Nonostante il dolore e la repressione subita, Roya continua la sua battaglia in Iran per i diritti delle Donne
Continuano le pesanti repressioni nei confronti delle donne in Iran a causa delle normative applicate dal regime iraniano degli ayatollah.
Questa volta la vittima delle violenze afflitte ai chi non rispetta le leggi sui vestiti da indossare e da non indossare nel Paese è stata Roya Hesmati. La ragazza 33enne è un’attivista curda e membro del movimento Donna, Vita e Libertà iraniano, nato dopo la morte della giovane Mahsa Amini, arrestata e uccisa dalla polizia morale nel settembre del 2022. Nonostante le 74 frustate subite da Roya, la giovane continuerà a combattere per i suoi ideli.
Continua la lotta per i diritti in Iran
Roya aveva deciso di diffondere una sua foto senza velo scattata a Teheran, la capitale iraniana. Un gesto che ha portato la ragazza a subire una condanna ad un anno di reclusione, con sospensione della pena, oltre a 74 frustate e al divieto di lasciare l’Iran per tre anni. A riportarlo è stata Hengaw, l’Ong curda per i diritti umani che ha sede in Norvegia. Durante l’esecuzione della pena, l’attivista si è tolta il velo, rischiando di aggravare la sua pena. Lo ha raccontato la stessa 33enne sui social, dopo essere riuscita a superare la barriera della censura attiva sui social.
“Le catene della schiavitù sono state spezzate, in nome delle donne, in nome della vita“. Sarebbero state queste le parole urlate dall’attivista mentre subiva le 74 frustate a cui era stata condannata. A quel punto una donna dipendente del tribunale le ha messo un hijab sulla testa. La ragazza è stata quindi frustata e l’esecutore ha colpito, oltre alle spalle, anche la schiena una gamba e un gluteo. Sui social la ragazza ha scritto che ha dovuto affrontare la condanna a 74 frustate “per non aver rispettato l’obbligo di indossare l’hijab”. Nel post la ragazza ha usato l’hashtag “Jin, Jiayn, Azadi”, che vuol dire ” Donna, Vita, Libertà“.

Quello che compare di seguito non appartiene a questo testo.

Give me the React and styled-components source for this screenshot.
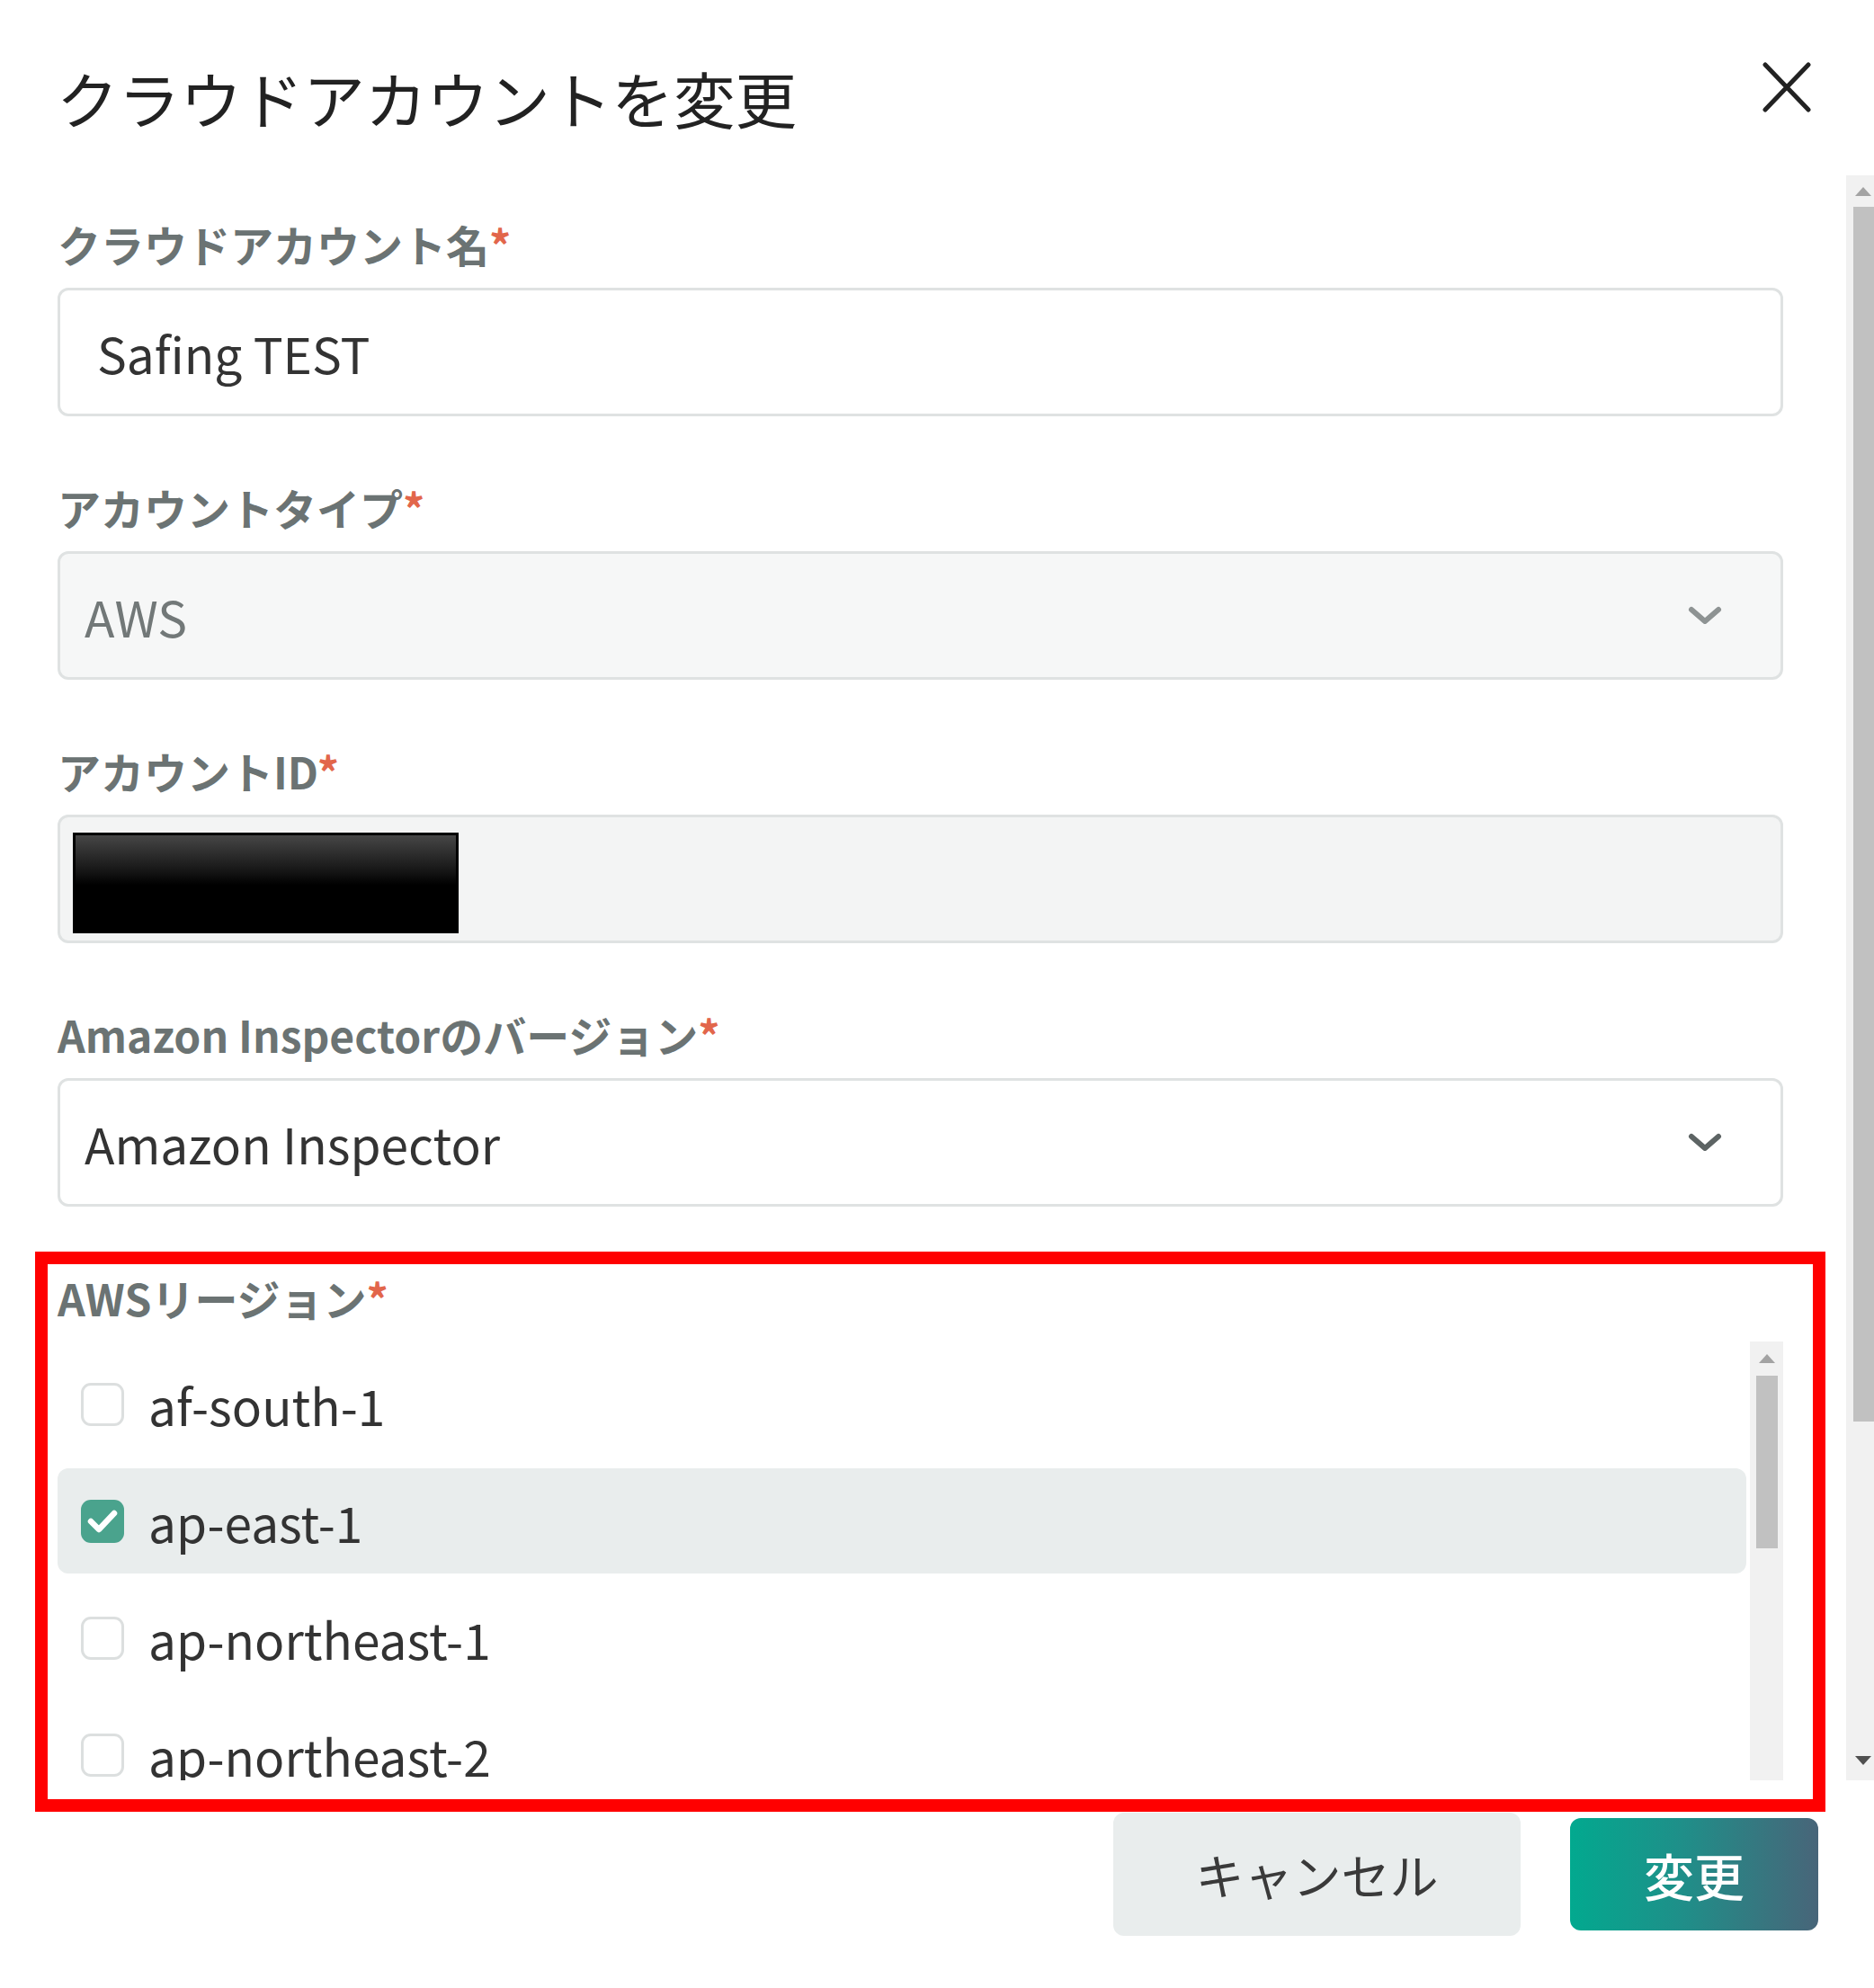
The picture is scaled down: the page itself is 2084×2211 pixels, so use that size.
import React from 'react';
import styled, { createGlobalStyle } from 'styled-components';

const GlobalStyle = createGlobalStyle`
  html, body {
    margin: 0;
    padding: 0;
    background: #fff;
  }
  body {
    font-family: "Noto Sans CJK JP", "Noto Sans", sans-serif;
    color: #333;
  }
  * {
    box-sizing: border-box;
  }
`;

const Dialog = styled.div`
  position: relative;
  width: 2084px;
  height: 2211px;
  display: flex;
  flex-direction: column;
  background: #fff;
  overflow: hidden;
`;

const Header = styled.header`
  height: 195px;
  flex-shrink: 0;
  display: flex;
  justify-content: space-between;
  align-items: flex-start;
  padding: 68px 70px 0 63px;
`;

const Title = styled.h1`
  margin: 0;
  font-size: 68.6px;
  line-height: 80px;
  font-weight: 400;
  color: #222;
`;

const CloseButton = styled.button`
  margin-top: 1px;
  width: 54px;
  height: 56px;
  padding: 0;
  border: 0;
  background: none;
  display: flex;
`;

const BodyRow = styled.div`
  height: 1785px;
  flex-shrink: 0;
  display: flex;
`;

const Body = styled.div`
  flex: 1;
  min-width: 0;
  overflow: hidden;
  padding: 46px 70px 0 64px;
`;

const Field = styled.div`
  margin-bottom: 71px;
`;

const Label = styled.div`
  font-size: 48px;
  line-height: 60px;
  font-weight: 700;
  color: #6b7373;
  margin-bottom: 19px;
  white-space: nowrap;
`;

const Required = styled.span`
  color: #e2664b;
`;

const Control = styled.div`
  height: 143px;
  display: flex;
  align-items: center;
  border: 3px solid #dfe2e2;
  border-radius: 12px;
  font-size: 55px;
  white-space: nowrap;
`;

const TextInput = styled(Control)`
  padding-left: 41px;
  background: #fff;
  color: #333;
`;

const SelectBox = styled(Control)`
  justify-content: space-between;
  padding: 0 64px 0 27px;
  background: ${(p) => (p.$disabled ? '#f6f7f7' : '#fff')};
  color: ${(p) => (p.$disabled ? '#727878' : '#333')};
`;

const ReadOnlyBox = styled(Control)`
  align-items: flex-start;
  background: #f3f4f4;
  padding: 17px 0 0 14px;
`;

const Redaction = styled.span`
  width: 429px;
  height: 112px;
  border: 3px solid #000;
  background: linear-gradient(#464646, #151515 38%, #000 52%);
`;

const RegionList = styled.div`
  height: 491px;
  display: flex;
  gap: 4px;
  overflow: hidden;
`;

const Rows = styled.div`
  flex: 1;
  display: flex;
  flex-direction: column;
  gap: 13px;
  padding-top: 11px;
`;

const Row = styled.label`
  height: 117px;
  flex-shrink: 0;
  display: flex;
  align-items: center;
  gap: 27px;
  padding-left: 26px;
  border-radius: 12px;
  background: ${(p) => (p.$checked ? '#e9eded' : 'transparent')};
  font-size: 55px;
  color: #333;
`;

const CheckBox = styled.span`
  width: 48px;
  height: 48px;
  flex-shrink: 0;
  border-radius: 11px;
  border: ${(p) => (p.$checked ? 'none' : '3px solid #dcdfdf')};
  background: ${(p) => (p.$checked ? '#4aa38d' : '#fff')};
  display: flex;
`;

const Track = styled.div`
  width: ${(p) => p.$w}px;
  flex-shrink: 0;
  background: #f1f1f1;
  display: flex;
  flex-direction: column;
`;

const ArrowCell = styled.div`
  height: ${(p) => p.$h}px;
  flex-shrink: 0;
  display: flex;
  align-items: center;
  padding-left: 10px;
`;

const Triangle = styled.span`
  width: 0;
  height: 0;
  border-left: 9px solid transparent;
  border-right: 9px solid transparent;
  ${(p) => (p.$down ? 'border-top' : 'border-bottom')}: 10px solid ${(p) => p.$color};
`;

const Thumb = styled.div`
  height: ${(p) => p.$h}px;
  width: ${(p) => p.$w};
  margin-left: ${(p) => p.$ml}px;
  flex-shrink: 0;
  background: #c1c1c1;
`;

const Spacer = styled.div`
  flex: 1;
`;

const Footer = styled.footer`
  flex: 1;
  display: flex;
  justify-content: flex-end;
  align-items: flex-start;
  padding: 36px 62px 0 0;
`;

const ButtonGroup = styled.div`
  display: flex;
  align-items: center;
  gap: 55px;
`;

const Button = styled.button`
  border: 0;
  border-radius: 12px;
  font-family: inherit;
  display: flex;
  align-items: center;
  justify-content: center;
  padding: 0;
`;

const CancelButton = styled(Button)`
  width: 453px;
  height: 137px;
  background: #e9eded;
  color: #3a3a3a;
  font-size: 54px;
  font-weight: 400;
`;

const SubmitButton = styled(Button)`
  width: 276px;
  height: 125px;
  background: linear-gradient(90deg, #02a98f 0%, #1f8f89 45%, #486579 100%);
  color: #fff;
  font-size: 56px;
  font-weight: 500;
`;

const Annotation = styled.div`
  position: absolute;
  left: 39px;
  top: 1392px;
  width: 1991px;
  height: 623px;
  border: 14px solid #ff0000;
  pointer-events: none;
`;

const Chevron = ({ color }) => (
  <svg width="40" height="24" viewBox="0 0 40 24">
    <path d="M5 5 L20 18 L35 5" fill="none" stroke={color} strokeWidth="6" strokeLinecap="round" strokeLinejoin="round" />
  </svg>
);

const CloseIcon = () => (
  <svg width="54" height="56" viewBox="0 0 54 56">
    <path d="M3 3 L51 53 M51 3 L3 53" stroke="#222" strokeWidth="5" strokeLinecap="round" />
  </svg>
);

const CheckMark = () => (
  <svg width="48" height="48" viewBox="0 0 48 48">
    <polyline points="11,24 20,33 37,15" fill="none" stroke="#fff" strokeWidth="6.5" strokeLinecap="round" strokeLinejoin="round" />
  </svg>
);

const regions = [
  { name: 'af-south-1', checked: false },
  { name: 'ap-east-1', checked: true },
  { name: 'ap-northeast-1', checked: false },
  { name: 'ap-northeast-2', checked: false },
];

const FieldLabel = ({ children }) => (
  <Label>
    {children}
    <Required>*</Required>
  </Label>
);

export default function App() {
  return (
    <Dialog>
      <GlobalStyle />
      <Header>
        <Title>クラウドアカウントを変更</Title>
        <CloseButton aria-label="close">
          <CloseIcon />
        </CloseButton>
      </Header>

      <BodyRow>
        <Body>
          <Field>
            <FieldLabel>クラウドアカウント名</FieldLabel>
            <TextInput>Safing TEST</TextInput>
          </Field>

          <Field>
            <FieldLabel>アカウントタイプ</FieldLabel>
            <SelectBox $disabled>
              AWS
              <Chevron color="#8e9393" />
            </SelectBox>
          </Field>

          <Field>
            <FieldLabel>アカウントID</FieldLabel>
            <ReadOnlyBox>
              <Redaction />
            </ReadOnlyBox>
          </Field>

          <Field>
            <FieldLabel>Amazon Inspectorのバージョン</FieldLabel>
            <SelectBox>
              Amazon Inspector
              <Chevron color="#5d6464" />
            </SelectBox>
          </Field>

          <Field>
            <FieldLabel>AWSリージョン</FieldLabel>
            <RegionList>
              <Rows>
                {regions.map((r) => (
                  <Row key={r.name} $checked={r.checked}>
                    <CheckBox $checked={r.checked}>{r.checked && <CheckMark />}</CheckBox>
                    {r.name}
                  </Row>
                ))}
              </Rows>
              <Track $w={37}>
                <ArrowCell $h={38}>
                  <Triangle $color="#a3a3a3" />
                </ArrowCell>
                <Thumb $h={192} $w="24px" $ml={7} />
              </Track>
            </RegionList>
          </Field>
        </Body>

        <Track $w={31}>
          <ArrowCell $h={35}>
            <Triangle $color="#a3a3a3" />
          </ArrowCell>
          <Thumb $h={1351} $w="auto" $ml={8} />
          <Spacer />
          <ArrowCell $h={44}>
            <Triangle $down $color="#505050" />
          </ArrowCell>
        </Track>
      </BodyRow>

      <Footer>
        <ButtonGroup>
          <CancelButton>キャンセル</CancelButton>
          <SubmitButton>変更</SubmitButton>
        </ButtonGroup>
      </Footer>

      <Annotation />
    </Dialog>
  );
}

Roya ha poi continuato dicendo di essere entrata con il suo avvocato nell’ufficio del procuratore del Distretto 7 “togliendomi deliberatamente l’hijab“. A quel punto un agente avrebbe minacciato la donna di ulteriori punizioni se avesse continuato a disobbedire, ma Roya ha comunque continuato a rifiutarsi di indossare l’hijab. La donna è poi stata trasportata all’interno di un seminterrato “che somigliava a una camera di tortura medievale”. A quel punto le è stato comunicato l’imminente inizio delle frustate.